** What you need to do **
Copy, from the entries below, each line in which the string "that" appears.

** Task input **
......

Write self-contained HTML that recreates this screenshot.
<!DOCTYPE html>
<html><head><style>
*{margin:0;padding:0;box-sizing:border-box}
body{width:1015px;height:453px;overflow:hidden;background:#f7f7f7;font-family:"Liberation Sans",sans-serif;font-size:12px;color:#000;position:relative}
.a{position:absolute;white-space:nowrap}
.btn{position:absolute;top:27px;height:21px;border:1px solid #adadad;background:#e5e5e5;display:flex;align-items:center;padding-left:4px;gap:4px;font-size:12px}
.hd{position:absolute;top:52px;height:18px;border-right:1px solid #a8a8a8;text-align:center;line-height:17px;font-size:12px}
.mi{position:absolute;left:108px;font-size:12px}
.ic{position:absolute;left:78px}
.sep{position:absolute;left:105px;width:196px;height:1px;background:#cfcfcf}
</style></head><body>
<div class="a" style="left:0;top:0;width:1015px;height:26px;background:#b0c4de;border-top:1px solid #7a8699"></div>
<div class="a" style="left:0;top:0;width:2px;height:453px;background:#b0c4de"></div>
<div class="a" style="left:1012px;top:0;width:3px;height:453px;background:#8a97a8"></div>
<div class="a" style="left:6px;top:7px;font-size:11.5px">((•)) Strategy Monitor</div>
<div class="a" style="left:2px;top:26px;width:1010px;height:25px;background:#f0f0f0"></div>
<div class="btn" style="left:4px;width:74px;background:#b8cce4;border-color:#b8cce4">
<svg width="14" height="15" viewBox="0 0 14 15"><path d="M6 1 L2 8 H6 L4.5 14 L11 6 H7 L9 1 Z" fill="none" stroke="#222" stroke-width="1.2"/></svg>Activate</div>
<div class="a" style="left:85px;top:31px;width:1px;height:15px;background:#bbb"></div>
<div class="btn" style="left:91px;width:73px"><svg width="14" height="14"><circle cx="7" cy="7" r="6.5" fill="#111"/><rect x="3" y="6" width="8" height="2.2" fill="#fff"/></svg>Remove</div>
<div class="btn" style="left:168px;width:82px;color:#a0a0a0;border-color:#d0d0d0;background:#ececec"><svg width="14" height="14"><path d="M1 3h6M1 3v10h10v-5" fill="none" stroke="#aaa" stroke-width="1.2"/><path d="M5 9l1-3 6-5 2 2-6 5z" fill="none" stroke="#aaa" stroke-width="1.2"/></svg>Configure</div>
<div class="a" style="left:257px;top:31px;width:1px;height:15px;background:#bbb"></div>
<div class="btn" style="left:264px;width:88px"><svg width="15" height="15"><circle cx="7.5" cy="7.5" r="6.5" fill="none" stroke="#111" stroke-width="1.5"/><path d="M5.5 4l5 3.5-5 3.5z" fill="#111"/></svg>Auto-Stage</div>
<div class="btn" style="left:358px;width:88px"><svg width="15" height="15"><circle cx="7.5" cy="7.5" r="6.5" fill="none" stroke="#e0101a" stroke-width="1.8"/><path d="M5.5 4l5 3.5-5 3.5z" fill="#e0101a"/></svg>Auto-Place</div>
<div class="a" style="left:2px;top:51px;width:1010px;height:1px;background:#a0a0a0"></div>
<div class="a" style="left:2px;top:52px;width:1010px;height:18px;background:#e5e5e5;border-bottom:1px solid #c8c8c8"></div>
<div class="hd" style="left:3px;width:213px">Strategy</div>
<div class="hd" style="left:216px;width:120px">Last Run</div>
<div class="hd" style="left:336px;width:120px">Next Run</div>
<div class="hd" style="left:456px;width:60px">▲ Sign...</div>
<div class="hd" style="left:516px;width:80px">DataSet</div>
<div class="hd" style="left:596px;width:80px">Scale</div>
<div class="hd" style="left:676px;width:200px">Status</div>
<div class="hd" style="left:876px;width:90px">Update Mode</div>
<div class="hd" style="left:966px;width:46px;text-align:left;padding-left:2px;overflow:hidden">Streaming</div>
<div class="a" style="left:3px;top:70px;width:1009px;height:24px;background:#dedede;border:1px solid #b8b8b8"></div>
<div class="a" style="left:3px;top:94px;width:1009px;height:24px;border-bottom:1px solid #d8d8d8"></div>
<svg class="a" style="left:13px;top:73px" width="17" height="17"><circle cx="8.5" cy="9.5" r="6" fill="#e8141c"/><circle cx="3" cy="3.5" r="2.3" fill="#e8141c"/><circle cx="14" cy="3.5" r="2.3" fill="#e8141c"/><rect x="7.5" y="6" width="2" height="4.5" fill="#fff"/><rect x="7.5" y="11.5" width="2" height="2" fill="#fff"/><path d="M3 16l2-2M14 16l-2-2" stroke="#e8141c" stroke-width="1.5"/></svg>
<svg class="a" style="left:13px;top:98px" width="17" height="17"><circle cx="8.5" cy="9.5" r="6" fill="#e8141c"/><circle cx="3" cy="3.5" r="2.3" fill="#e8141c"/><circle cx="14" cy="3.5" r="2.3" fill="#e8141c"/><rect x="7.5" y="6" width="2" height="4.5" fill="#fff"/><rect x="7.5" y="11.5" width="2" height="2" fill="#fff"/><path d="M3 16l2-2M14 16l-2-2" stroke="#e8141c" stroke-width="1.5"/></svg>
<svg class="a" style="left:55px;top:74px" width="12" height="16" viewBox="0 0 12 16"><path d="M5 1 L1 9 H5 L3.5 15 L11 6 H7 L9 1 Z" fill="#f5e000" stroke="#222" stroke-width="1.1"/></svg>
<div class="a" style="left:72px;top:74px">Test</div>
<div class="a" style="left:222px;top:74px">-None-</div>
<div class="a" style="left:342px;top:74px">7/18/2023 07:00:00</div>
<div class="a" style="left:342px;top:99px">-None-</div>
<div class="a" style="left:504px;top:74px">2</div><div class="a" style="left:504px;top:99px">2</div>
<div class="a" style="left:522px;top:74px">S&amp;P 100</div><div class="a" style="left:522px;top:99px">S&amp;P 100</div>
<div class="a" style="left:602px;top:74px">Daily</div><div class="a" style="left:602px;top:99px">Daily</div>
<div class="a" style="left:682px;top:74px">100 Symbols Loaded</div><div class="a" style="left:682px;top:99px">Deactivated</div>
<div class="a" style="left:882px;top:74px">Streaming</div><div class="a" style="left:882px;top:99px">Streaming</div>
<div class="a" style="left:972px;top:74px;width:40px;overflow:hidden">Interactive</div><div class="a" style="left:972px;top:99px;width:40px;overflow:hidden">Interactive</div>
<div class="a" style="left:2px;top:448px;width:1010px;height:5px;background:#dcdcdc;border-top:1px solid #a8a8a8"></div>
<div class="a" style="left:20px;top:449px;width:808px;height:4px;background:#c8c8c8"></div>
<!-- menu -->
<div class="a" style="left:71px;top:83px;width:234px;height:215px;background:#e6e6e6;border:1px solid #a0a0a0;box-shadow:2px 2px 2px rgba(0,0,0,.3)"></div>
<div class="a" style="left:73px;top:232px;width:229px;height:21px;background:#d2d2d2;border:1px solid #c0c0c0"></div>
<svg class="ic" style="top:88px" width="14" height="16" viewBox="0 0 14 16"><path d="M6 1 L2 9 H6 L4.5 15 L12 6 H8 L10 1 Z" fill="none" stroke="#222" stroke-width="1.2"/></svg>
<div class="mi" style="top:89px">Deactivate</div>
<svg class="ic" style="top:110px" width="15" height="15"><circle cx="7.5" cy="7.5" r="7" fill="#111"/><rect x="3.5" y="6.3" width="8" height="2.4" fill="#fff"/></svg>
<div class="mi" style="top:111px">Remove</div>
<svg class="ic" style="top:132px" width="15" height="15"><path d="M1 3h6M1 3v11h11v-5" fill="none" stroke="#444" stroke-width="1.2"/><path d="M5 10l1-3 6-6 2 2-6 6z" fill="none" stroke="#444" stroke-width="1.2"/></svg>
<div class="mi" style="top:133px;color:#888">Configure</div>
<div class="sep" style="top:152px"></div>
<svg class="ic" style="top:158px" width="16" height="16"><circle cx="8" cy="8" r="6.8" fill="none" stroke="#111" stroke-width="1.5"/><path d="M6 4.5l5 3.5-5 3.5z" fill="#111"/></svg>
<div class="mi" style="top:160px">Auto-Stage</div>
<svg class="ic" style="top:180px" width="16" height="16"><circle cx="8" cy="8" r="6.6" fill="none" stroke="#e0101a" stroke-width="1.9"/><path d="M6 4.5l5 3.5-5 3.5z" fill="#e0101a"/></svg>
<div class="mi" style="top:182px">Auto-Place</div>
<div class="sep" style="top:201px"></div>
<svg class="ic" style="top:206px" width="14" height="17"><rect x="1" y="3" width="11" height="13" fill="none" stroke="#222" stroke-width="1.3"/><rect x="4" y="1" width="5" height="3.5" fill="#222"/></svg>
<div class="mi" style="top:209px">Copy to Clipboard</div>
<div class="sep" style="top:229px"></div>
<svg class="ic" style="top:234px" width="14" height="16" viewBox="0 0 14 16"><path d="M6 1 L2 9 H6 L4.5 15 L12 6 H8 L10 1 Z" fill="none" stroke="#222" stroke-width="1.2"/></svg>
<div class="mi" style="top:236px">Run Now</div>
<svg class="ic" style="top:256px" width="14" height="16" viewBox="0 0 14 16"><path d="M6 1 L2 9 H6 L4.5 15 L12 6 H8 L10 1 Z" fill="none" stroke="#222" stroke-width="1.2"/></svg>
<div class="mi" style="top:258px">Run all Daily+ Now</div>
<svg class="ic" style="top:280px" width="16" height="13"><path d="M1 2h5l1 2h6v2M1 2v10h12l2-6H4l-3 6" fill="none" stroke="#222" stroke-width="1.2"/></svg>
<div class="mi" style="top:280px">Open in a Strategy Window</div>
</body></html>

......

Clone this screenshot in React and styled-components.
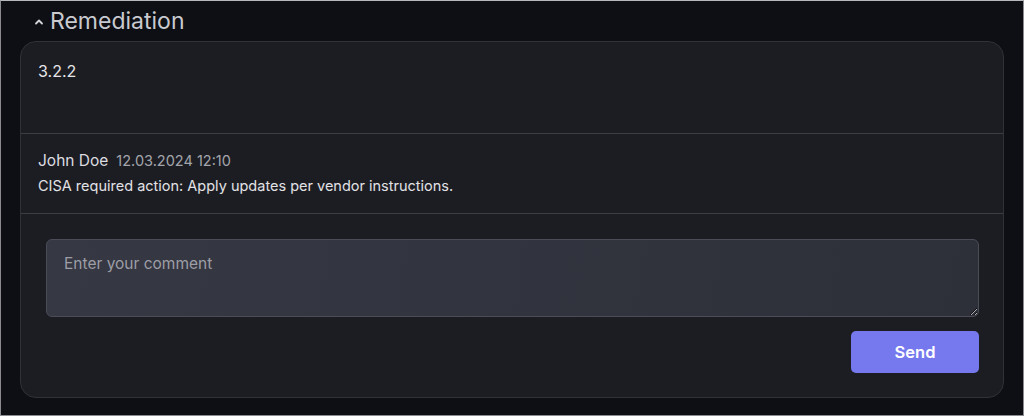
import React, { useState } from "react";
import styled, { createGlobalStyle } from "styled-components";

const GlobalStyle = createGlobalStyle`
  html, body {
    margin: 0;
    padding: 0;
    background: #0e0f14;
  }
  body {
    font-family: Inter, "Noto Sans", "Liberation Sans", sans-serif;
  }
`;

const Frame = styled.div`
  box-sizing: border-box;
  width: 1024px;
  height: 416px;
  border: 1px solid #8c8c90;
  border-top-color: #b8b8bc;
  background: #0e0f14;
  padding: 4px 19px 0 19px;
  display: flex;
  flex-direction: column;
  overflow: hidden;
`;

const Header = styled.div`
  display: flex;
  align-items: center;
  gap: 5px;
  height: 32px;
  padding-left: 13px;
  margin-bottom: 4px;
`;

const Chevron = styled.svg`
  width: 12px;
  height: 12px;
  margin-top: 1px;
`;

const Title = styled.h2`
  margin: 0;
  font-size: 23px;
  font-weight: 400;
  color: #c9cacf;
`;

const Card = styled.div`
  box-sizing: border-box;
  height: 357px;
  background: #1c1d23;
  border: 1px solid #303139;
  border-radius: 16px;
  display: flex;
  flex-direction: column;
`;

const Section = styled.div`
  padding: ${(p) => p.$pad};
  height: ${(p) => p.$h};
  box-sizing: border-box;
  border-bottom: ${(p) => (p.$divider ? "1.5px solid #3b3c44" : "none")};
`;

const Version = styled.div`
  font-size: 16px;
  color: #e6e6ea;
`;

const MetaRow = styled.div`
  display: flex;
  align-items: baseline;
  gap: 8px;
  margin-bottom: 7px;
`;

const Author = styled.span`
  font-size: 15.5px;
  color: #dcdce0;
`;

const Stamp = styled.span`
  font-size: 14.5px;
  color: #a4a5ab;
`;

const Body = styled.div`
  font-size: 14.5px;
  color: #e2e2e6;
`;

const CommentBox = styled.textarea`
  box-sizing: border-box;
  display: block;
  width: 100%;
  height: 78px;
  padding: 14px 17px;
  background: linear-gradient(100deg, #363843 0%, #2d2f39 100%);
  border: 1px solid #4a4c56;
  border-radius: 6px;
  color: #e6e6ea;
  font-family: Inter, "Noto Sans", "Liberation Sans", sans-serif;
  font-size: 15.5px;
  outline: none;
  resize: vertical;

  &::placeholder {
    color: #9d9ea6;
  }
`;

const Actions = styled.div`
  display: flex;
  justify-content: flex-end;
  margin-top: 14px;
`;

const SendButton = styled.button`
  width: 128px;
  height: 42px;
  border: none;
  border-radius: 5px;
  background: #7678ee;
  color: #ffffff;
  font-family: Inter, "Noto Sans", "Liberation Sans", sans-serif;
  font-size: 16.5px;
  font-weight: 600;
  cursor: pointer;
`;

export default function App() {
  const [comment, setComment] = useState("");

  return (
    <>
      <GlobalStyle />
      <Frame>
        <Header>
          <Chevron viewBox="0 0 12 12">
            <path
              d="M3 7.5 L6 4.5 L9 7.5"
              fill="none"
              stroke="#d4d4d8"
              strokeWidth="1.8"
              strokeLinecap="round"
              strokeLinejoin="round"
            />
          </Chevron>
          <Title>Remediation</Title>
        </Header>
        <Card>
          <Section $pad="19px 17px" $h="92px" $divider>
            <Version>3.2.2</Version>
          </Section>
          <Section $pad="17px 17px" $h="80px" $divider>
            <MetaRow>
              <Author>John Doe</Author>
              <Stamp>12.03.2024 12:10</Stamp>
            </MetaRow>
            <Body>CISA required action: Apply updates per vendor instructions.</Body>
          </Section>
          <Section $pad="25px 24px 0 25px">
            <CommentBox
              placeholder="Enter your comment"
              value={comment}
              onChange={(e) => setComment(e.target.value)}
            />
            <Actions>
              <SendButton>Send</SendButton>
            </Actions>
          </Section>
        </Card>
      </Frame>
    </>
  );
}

......

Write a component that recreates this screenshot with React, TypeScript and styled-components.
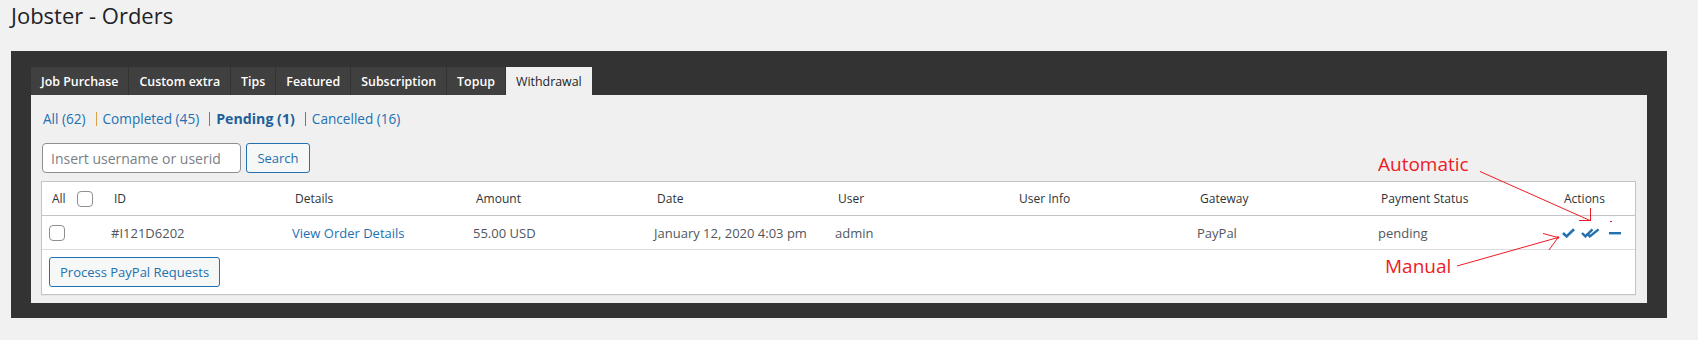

......

** Final result **
Write self-contained HTML that recreates this screenshot.
Write a component that recreates this screenshot with React, TypeScript and styled-components.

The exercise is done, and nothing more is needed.